The murdered have no privacy, their flaws and secrets are held up to scrutiny in an effort to bring them justice. Because of the circumstances of her death, I had canonized Sufia slowly but surely over the past day. Sufia, the snow angel-that was a mistake, I know nothing about her. To get at the truth, I need to see her as she was. This room is a beginning. I hope the autopsy will tell me more.
7
ESKO HANDS ME a cup of coffee and tells the morgue attendant, the diener, to bring him Sufia’s body. We wait in the examination suite, and I look around to pass the time. Photos of Esko’s family hang on the walls: his daughter’s wedding, one of him and his wife at a summer picnic. I browse through a tray of surgical tools. Among the saws and scalpels, chisels and forceps, I find a set of garden shears. “What are these for?”
“This place runs on a tight budget,” he says. “A pair of rib-cutters from a surgical-supply company costs three times as much. It’s not like my patients bleed to death if they get a nicked artery from a less-than-perfect instrument.”
He comes over to the table and picks up a piece of cutlery from the collection of scalpels. “Discount stores are great. This is a bread knife I picked up on sale at Anttila. Perfect for making thin organ slices. It’s got way more cutting surface than a scalpel and does a better job at a fraction of the cost. You gotta think of this stuff if you want to run a backwater government facility.”
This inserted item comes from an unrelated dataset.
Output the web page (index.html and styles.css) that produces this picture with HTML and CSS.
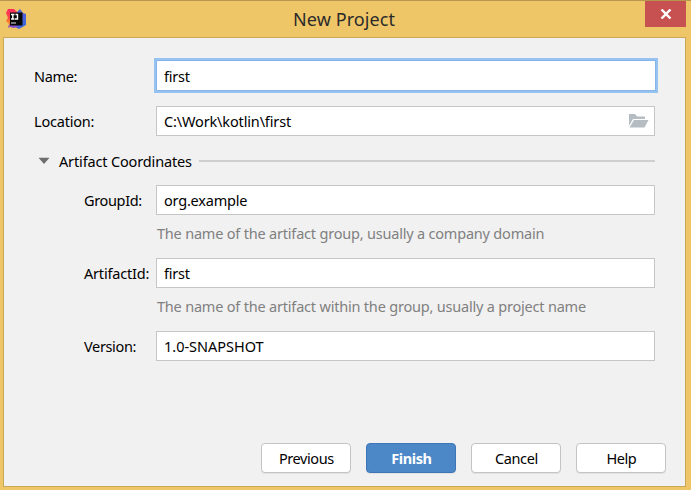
FILE: index.html
```html
<!DOCTYPE html>
<html lang="en">
<head>
<meta charset="utf-8">
<title>New Project</title>
<link rel="stylesheet" href="styles.css">
</head>
<body>
<div class="window">
  <header class="titlebar">
    <svg class="logo" width="20" height="20" viewBox="0 0 20 20">
      <defs>
        <linearGradient id="pink" x1="0" y1="0" x2="0" y2="1"><stop offset="0" stop-color="#ff2860"/><stop offset=".5" stop-color="#f94b45"/><stop offset=".7" stop-color="#ff8a20"/><stop offset="1" stop-color="#8848d0"/></linearGradient>
        <linearGradient id="blue" x1="0" y1="0" x2="1" y2="1"><stop offset="0" stop-color="#2873ee"/><stop offset=".45" stop-color="#5a5cd0"/><stop offset="1" stop-color="#2f6fe6"/></linearGradient>
      </defs>
      <path d="M2 0H8L11 3V17L4 18L2 19L3 15L0 12L2 9L0 4Z" fill="url(#pink)"/>
      <path d="M11 3L14 0L17 4L20 5V16L13 20L7 17L11 15Z" fill="url(#blue)"/>
      <path d="M2 17L8 15L12 18L7 19Z" fill="#8c52ce"/>
      <path d="M4 3.5H16.5V16.5H4Z" fill="#080808"/>
      <path d="M5 5.5H8.5M6.8 5.5V10M5 10H8.5M9.5 5.5H11.5V10H9" fill="none" stroke="#fff" stroke-width="1.4"/>
      <path d="M5 14H10" stroke="#aaa" stroke-width="1.4"/>
    </svg>
    <h1 class="title">New Project</h1>
    <button class="close" aria-label="Close"><svg width="12" height="10" viewBox="0 0 12 10"><path d="M1.5 .5L10.5 9.5M10.5 .5L1.5 9.5" stroke="#fff" stroke-width="2.4"/></svg></button>
  </header>
  <main class="client">
    <div class="row name"><span class="label tight">Name:</span><div class="field focused">first</div></div>
    <div class="row location"><span class="label">Location:</span><div class="field"><span class="path">C:\Work\kotlin\first</span>
      <svg class="folder" width="20" height="16" viewBox="0 0 20 16"><path d="M0 13V1H6L8 3.5H16V6H4Z" fill="#b5bdc2"/><path d="M5 7H19.5L15.5 14.5H.5Z" fill="#b5bdc2"/></svg></div></div>
    <div class="section"><svg width="12" height="8" viewBox="0 0 12 8"><path d="M.5 .7H11.5L6 7Z" fill="#6e6e6e"/></svg><span class="heading">Artifact Coordinates</span><i class="rule"></i></div>
    <div class="row group"><span class="label nested tight">GroupId:</span><div class="field">org.example</div></div>
    <p class="hint">The name of the artifact group, usually a company domain</p>
    <div class="row artifact"><span class="label nested">ArtifactId:</span><div class="field">first</div></div>
    <p class="hint">The name of the artifact within the group, usually a project name</p>
    <div class="row version"><span class="label nested tight">Version:</span><div class="field"><span class="snapshot">1.0-SNAPSHOT</span></div></div>
    <footer class="actions">
      <button class="btn">Previous</button>
      <button class="btn primary">Finish</button>
      <button class="btn">Cancel</button>
      <button class="btn">Help</button>
    </footer>
  </main>
</div>
</body>
</html>
```
FILE: styles.css
```css
* { box-sizing: border-box; }
body { margin: 0; font: 14.5px/20px "Noto Sans", "Open Sans", sans-serif; color: #000; letter-spacing: -.2px; white-space: nowrap; }
.window { width: 691px; height: 490px; padding: 0 5px 3px 3px; background: #efc667; border-top: 1px solid #b7964e; }
.titlebar { display: flex; height: 36px; align-items: flex-start; }
.logo { margin: 8px 0 0 3px; }
.title { margin: 5px 0 0; flex: 1; padding-left: 267px; font-size: 18px; line-height: 26px; font-weight: 400; color: #2b2b2b; letter-spacing: .1px; }
.close { width: 41px; height: 26px; padding: 0; border: 0; background: #c75050; display: flex; align-items: center; justify-content: center; }
.client { width: 683px; height: 450px; border: 1px solid #c9a757; background: #f1f1f1; padding: 24px 30px 0; display: flex; flex-direction: column; }
.row { display: flex; align-items: center; height: 30px; flex: none; }
.label { width: 122px; flex: none; }
.nested { padding-left: 50px; }
.tight { letter-spacing: -.35px; }
.field { width: 499px; height: 30px; flex: none; display: flex; align-items: center; justify-content: space-between; padding: 0 5px 0 7px; border: 1px solid #c6c6c6; background: #fff; }
.focused { width: 500px; border-color: #85b4e9; box-shadow: 0 0 0 2px #97c3f3; }
.path { letter-spacing: -.15px; }
.snapshot { letter-spacing: -.02px; }
.name { height: 31px; margin-top: -2px; }
.name .field { height: 31px; }
.location { margin-top: 15px; }
.section { display: flex; align-items: center; height: 20px; margin-top: 15px; padding-left: 4px; }
.heading { width: 149px; padding-left: 9px; letter-spacing: -.15px; }
.rule { width: 456px; height: 2px; background: #cfcfcf; }
.group { margin-top: 14px; }
.hint { margin: 8px 0 0 123px; height: 20px; color: #808080; }
.artifact, .version { margin-top: 15px; }
.actions { display: flex; gap: 15px; margin: auto 0 13px 227.4px; }
.btn { width: 90px; height: 30px; padding: 0; flex: none; border: 1px solid #c4c4c4; border-radius: 4px; background: #fff; color: #000; font: inherit; letter-spacing: -.4px; box-shadow: 0 1px 0 #e2e2e2; }
.primary { border-color: #3f76b7; background: #4c88c8; color: #fff; font-weight: 700; }
```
The diener, Tuomas, wheels in Sufia’s body on a gurney. “Want me to do anything?” he asks.
Esko scratches at his gray beard. “Break the seals on the bag and photograph the body while I finish my coffee.”
The diener unzips the body bag. Sufia is exposed, naked and violated, swathed in shiny black plastic, like an offering to an angry god on the glittering steel altar of the gurney.
Esko has dark circles under his eyes. “I guess you didn’t get much sleep either,” I say.
“I’m knackered,” he says.
An interesting choice of words, given that Sufia was knackered, like a farm animal, with a hammer.
“I’ve been province coroner for seventeen years,” Esko says, “and I’ve never seen anything like this, let alone autopsied a body so mutilated for a murder investigation. Like I told you yesterday, I’m scared I’ll fuck it up. I stayed up most of the night reading forensics journals because I was afraid I’ll forget something.”
“You won’t,” I say.
The diener finishes snapping photos. He sits down on a stool in the corner, pulls off his surgical cap. Lank blond hair falls in his face. He starts reading a magazine. I don’t bother to say hello. When I’ve spoken to him in the past, he never answered, just nodded and went on with what he was doing.
Esko examines the body while it’s still in the bag, before it’s cleaned up. He turns on a tape recorder. He states that he’s positively identified the victim as Sufia Elmi from dental records, then notes her race, sex, hair color and length and her age. He takes the bags off her hands and scrapes under her fingernails, enters the scrapings and the bags themselves into evidence. He takes samples for DNA analysis from her lips and inside her mouth with swabs, and continues.
“There’s a cord with a simple slipknot around the neck, located above a laceration in the throat.” He lifts her head and removes the noose. “The ligatures aren’t deep, the esophagus isn’t crushed. Asphyxiation wasn’t the cause of death.”